* Begin *
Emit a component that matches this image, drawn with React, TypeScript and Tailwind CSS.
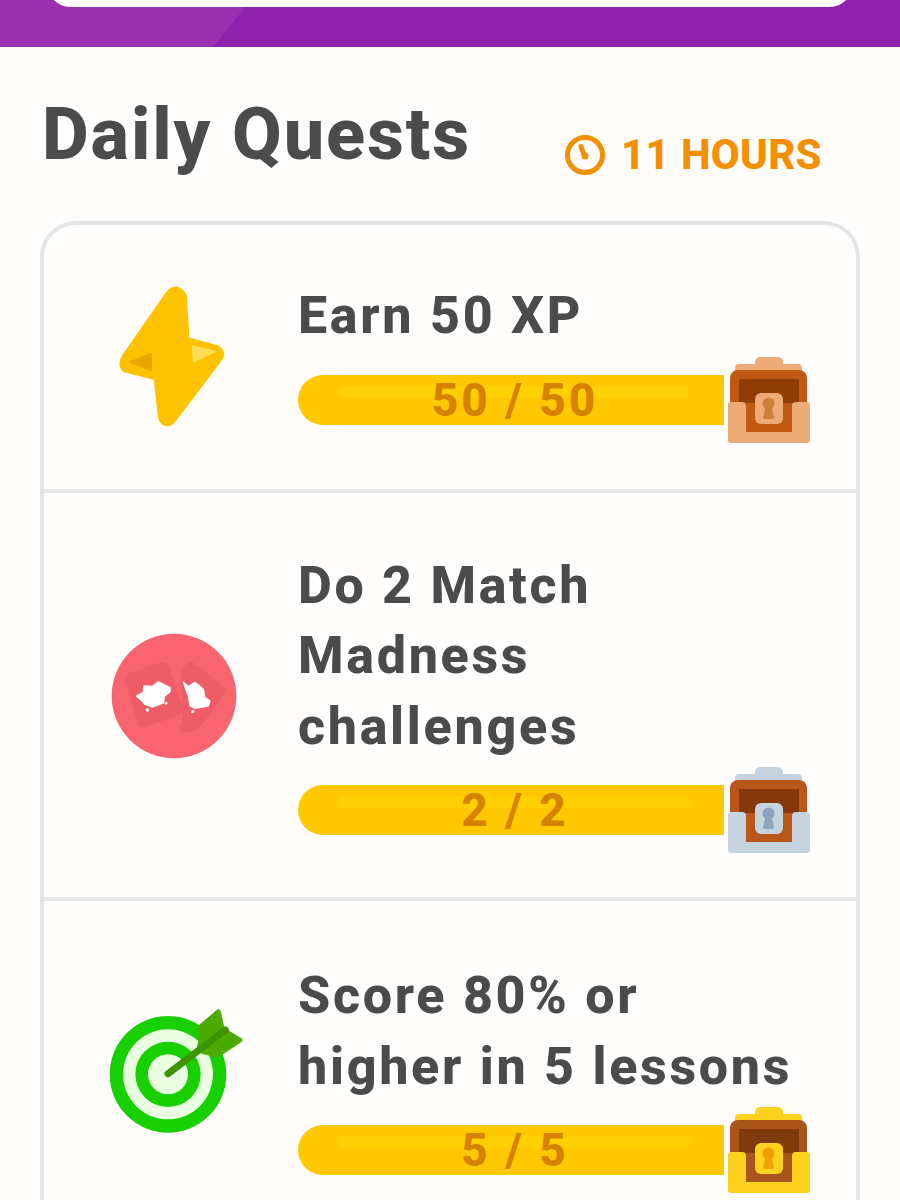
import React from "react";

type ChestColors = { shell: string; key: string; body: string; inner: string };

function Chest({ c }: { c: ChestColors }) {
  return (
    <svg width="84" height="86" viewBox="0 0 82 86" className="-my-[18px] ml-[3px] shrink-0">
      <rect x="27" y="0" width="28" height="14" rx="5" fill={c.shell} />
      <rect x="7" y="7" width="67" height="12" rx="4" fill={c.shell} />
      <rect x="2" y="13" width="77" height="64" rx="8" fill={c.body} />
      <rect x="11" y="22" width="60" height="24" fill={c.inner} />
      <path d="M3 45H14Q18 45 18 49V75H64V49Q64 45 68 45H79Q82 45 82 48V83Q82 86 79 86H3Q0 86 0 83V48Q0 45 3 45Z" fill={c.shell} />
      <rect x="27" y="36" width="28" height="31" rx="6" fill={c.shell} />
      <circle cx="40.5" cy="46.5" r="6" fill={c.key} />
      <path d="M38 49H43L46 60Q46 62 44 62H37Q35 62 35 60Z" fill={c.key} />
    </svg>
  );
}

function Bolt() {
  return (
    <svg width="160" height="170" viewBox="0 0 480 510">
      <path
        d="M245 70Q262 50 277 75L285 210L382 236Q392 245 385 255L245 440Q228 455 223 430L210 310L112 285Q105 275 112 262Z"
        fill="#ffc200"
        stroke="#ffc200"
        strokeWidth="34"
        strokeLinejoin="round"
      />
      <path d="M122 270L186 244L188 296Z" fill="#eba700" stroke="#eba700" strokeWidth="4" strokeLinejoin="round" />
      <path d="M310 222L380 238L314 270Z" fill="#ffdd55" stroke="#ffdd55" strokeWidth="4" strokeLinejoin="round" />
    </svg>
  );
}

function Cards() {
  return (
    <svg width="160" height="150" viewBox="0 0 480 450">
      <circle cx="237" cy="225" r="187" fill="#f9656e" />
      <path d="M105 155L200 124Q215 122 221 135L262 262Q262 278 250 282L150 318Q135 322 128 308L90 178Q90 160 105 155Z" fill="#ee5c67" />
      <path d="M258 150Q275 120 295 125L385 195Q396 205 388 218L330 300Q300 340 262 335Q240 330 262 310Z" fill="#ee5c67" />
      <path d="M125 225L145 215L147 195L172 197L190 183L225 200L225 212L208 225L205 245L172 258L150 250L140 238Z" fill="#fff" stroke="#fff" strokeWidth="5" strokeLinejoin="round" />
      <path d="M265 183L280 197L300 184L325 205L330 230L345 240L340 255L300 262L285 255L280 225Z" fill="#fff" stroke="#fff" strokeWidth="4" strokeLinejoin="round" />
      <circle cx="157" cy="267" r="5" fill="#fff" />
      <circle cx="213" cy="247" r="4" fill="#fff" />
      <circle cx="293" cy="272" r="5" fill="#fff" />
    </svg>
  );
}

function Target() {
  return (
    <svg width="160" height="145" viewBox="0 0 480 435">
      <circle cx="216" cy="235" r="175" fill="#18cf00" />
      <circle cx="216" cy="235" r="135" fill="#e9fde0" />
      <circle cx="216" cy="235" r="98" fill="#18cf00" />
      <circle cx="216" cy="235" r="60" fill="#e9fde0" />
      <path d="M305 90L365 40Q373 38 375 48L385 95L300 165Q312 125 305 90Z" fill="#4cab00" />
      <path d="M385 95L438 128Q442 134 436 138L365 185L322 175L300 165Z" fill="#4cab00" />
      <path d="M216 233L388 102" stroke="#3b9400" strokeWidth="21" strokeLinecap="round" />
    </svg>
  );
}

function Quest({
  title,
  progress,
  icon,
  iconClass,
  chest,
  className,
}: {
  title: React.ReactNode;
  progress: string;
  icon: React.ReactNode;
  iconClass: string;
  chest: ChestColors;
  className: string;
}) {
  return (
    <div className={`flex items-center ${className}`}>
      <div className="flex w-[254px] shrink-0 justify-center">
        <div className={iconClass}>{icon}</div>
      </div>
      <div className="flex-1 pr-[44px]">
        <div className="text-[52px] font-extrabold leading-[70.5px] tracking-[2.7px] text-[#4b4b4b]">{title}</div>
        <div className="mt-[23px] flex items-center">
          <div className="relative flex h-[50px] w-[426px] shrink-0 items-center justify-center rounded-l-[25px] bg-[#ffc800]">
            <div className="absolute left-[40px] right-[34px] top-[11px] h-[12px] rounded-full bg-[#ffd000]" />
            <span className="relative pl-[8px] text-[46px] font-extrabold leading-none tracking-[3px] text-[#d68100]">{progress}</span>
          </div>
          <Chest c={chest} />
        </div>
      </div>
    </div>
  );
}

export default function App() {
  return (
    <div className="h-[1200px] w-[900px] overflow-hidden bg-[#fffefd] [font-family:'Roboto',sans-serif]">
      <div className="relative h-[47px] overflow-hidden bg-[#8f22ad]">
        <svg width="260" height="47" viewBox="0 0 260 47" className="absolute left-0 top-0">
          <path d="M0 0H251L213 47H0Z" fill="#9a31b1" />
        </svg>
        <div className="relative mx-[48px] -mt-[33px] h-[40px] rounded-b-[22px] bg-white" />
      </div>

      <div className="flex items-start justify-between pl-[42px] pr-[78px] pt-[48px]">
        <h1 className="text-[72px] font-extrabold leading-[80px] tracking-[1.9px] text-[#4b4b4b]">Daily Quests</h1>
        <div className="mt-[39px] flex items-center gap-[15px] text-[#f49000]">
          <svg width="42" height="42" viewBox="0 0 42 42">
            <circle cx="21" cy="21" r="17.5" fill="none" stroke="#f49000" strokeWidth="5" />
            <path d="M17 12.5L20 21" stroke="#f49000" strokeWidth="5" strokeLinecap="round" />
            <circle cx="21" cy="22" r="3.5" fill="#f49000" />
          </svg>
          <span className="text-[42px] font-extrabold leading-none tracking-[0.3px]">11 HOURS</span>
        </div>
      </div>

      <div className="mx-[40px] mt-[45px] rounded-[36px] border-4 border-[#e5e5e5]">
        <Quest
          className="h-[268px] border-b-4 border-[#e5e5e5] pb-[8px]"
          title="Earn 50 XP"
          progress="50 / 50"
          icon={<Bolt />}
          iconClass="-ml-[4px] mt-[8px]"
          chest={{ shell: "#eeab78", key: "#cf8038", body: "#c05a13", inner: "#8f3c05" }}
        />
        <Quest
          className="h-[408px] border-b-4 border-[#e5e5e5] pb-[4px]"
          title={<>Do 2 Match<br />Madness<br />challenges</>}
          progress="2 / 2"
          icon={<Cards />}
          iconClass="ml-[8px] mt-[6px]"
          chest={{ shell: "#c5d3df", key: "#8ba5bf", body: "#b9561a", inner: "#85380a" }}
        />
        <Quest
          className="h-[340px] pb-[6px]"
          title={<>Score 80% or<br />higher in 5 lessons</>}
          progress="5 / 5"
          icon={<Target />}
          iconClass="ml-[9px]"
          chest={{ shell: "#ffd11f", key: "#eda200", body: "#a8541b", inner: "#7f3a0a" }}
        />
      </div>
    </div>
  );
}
* End *
• **What is needed**
Copy every line of the data exactly as written, excluding the pictures.

• **Completed exercise**
Emit a component that matches this image, drawn with React, TypeScript and Tailwind CSS.
import React from "react";

type ChestColors = { shell: string; key: string; body: string; inner: string };

function Chest({ c }: { c: ChestColors }) {
  return (
    <svg width="84" height="86" viewBox="0 0 82 86" className="-my-[18px] ml-[3px] shrink-0">
      <rect x="27" y="0" width="28" height="14" rx="5" fill={c.shell} />
      <rect x="7" y="7" width="67" height="12" rx="4" fill={c.shell} />
      <rect x="2" y="13" width="77" height="64" rx="8" fill={c.body} />
      <rect x="11" y="22" width="60" height="24" fill={c.inner} />
      <path d="M3 45H14Q18 45 18 49V75H64V49Q64 45 68 45H79Q82 45 82 48V83Q82 86 79 86H3Q0 86 0 83V48Q0 45 3 45Z" fill={c.shell} />
      <rect x="27" y="36" width="28" height="31" rx="6" fill={c.shell} />
      <circle cx="40.5" cy="46.5" r="6" fill={c.key} />
      <path d="M38 49H43L46 60Q46 62 44 62H37Q35 62 35 60Z" fill={c.key} />
    </svg>
  );
}

function Bolt() {
  return (
    <svg width="160" height="170" viewBox="0 0 480 510">
      <path
        d="M245 70Q262 50 277 75L285 210L382 236Q392 245 385 255L245 440Q228 455 223 430L210 310L112 285Q105 275 112 262Z"
        fill="#ffc200"
        stroke="#ffc200"
        strokeWidth="34"
        strokeLinejoin="round"
      />
      <path d="M122 270L186 244L188 296Z" fill="#eba700" stroke="#eba700" strokeWidth="4" strokeLinejoin="round" />
      <path d="M310 222L380 238L314 270Z" fill="#ffdd55" stroke="#ffdd55" strokeWidth="4" strokeLinejoin="round" />
    </svg>
  );
}

function Cards() {
  return (
    <svg width="160" height="150" viewBox="0 0 480 450">
      <circle cx="237" cy="225" r="187" fill="#f9656e" />
      <path d="M105 155L200 124Q215 122 221 135L262 262Q262 278 250 282L150 318Q135 322 128 308L90 178Q90 160 105 155Z" fill="#ee5c67" />
      <path d="M258 150Q275 120 295 125L385 195Q396 205 388 218L330 300Q300 340 262 335Q240 330 262 310Z" fill="#ee5c67" />
      <path d="M125 225L145 215L147 195L172 197L190 183L225 200L225 212L208 225L205 245L172 258L150 250L140 238Z" fill="#fff" stroke="#fff" strokeWidth="5" strokeLinejoin="round" />
      <path d="M265 183L280 197L300 184L325 205L330 230L345 240L340 255L300 262L285 255L280 225Z" fill="#fff" stroke="#fff" strokeWidth="4" strokeLinejoin="round" />
      <circle cx="157" cy="267" r="5" fill="#fff" />
      <circle cx="213" cy="247" r="4" fill="#fff" />
      <circle cx="293" cy="272" r="5" fill="#fff" />
    </svg>
  );
}

function Target() {
  return (
    <svg width="160" height="145" viewBox="0 0 480 435">
      <circle cx="216" cy="235" r="175" fill="#18cf00" />
      <circle cx="216" cy="235" r="135" fill="#e9fde0" />
      <circle cx="216" cy="235" r="98" fill="#18cf00" />
      <circle cx="216" cy="235" r="60" fill="#e9fde0" />
      <path d="M305 90L365 40Q373 38 375 48L385 95L300 165Q312 125 305 90Z" fill="#4cab00" />
      <path d="M385 95L438 128Q442 134 436 138L365 185L322 175L300 165Z" fill="#4cab00" />
      <path d="M216 233L388 102" stroke="#3b9400" strokeWidth="21" strokeLinecap="round" />
    </svg>
  );
}

function Quest({
  title,
  progress,
  icon,
  iconClass,
  chest,
  className,
}: {
  title: React.ReactNode;
  progress: string;
  icon: React.ReactNode;
  iconClass: string;
  chest: ChestColors;
  className: string;
}) {
  return (
    <div className={`flex items-center ${className}`}>
      <div className="flex w-[254px] shrink-0 justify-center">
        <div className={iconClass}>{icon}</div>
      </div>
      <div className="flex-1 pr-[44px]">
        <div className="text-[52px] font-extrabold leading-[70.5px] tracking-[2.7px] text-[#4b4b4b]">{title}</div>
        <div className="mt-[23px] flex items-center">
          <div className="relative flex h-[50px] w-[426px] shrink-0 items-center justify-center rounded-l-[25px] bg-[#ffc800]">
            <div className="absolute left-[40px] right-[34px] top-[11px] h-[12px] rounded-full bg-[#ffd000]" />
            <span className="relative pl-[8px] text-[46px] font-extrabold leading-none tracking-[3px] text-[#d68100]">{progress}</span>
          </div>
          <Chest c={chest} />
        </div>
      </div>
    </div>
  );
}

export default function App() {
  return (
    <div className="h-[1200px] w-[900px] overflow-hidden bg-[#fffefd] [font-family:'Roboto',sans-serif]">
      <div className="relative h-[47px] overflow-hidden bg-[#8f22ad]">
        <svg width="260" height="47" viewBox="0 0 260 47" className="absolute left-0 top-0">
          <path d="M0 0H251L213 47H0Z" fill="#9a31b1" />
        </svg>
        <div className="relative mx-[48px] -mt-[33px] h-[40px] rounded-b-[22px] bg-white" />
      </div>

      <div className="flex items-start justify-between pl-[42px] pr-[78px] pt-[48px]">
        <h1 className="text-[72px] font-extrabold leading-[80px] tracking-[1.9px] text-[#4b4b4b]">Daily Quests</h1>
        <div className="mt-[39px] flex items-center gap-[15px] text-[#f49000]">
          <svg width="42" height="42" viewBox="0 0 42 42">
            <circle cx="21" cy="21" r="17.5" fill="none" stroke="#f49000" strokeWidth="5" />
            <path d="M17 12.5L20 21" stroke="#f49000" strokeWidth="5" strokeLinecap="round" />
            <circle cx="21" cy="22" r="3.5" fill="#f49000" />
          </svg>
          <span className="text-[42px] font-extrabold leading-none tracking-[0.3px]">11 HOURS</span>
        </div>
      </div>

      <div className="mx-[40px] mt-[45px] rounded-[36px] border-4 border-[#e5e5e5]">
        <Quest
          className="h-[268px] border-b-4 border-[#e5e5e5] pb-[8px]"
          title="Earn 50 XP"
          progress="50 / 50"
          icon={<Bolt />}
          iconClass="-ml-[4px] mt-[8px]"
          chest={{ shell: "#eeab78", key: "#cf8038", body: "#c05a13", inner: "#8f3c05" }}
        />
        <Quest
          className="h-[408px] border-b-4 border-[#e5e5e5] pb-[4px]"
          title={<>Do 2 Match<br />Madness<br />challenges</>}
          progress="2 / 2"
          icon={<Cards />}
          iconClass="ml-[8px] mt-[6px]"
          chest={{ shell: "#c5d3df", key: "#8ba5bf", body: "#b9561a", inner: "#85380a" }}
        />
        <Quest
          className="h-[340px] pb-[6px]"
          title={<>Score 80% or<br />higher in 5 lessons</>}
          progress="5 / 5"
          icon={<Target />}
          iconClass="ml-[9px]"
          chest={{ shell: "#ffd11f", key: "#eda200", body: "#a8541b", inner: "#7f3a0a" }}
        />
      </div>
    </div>
  );
}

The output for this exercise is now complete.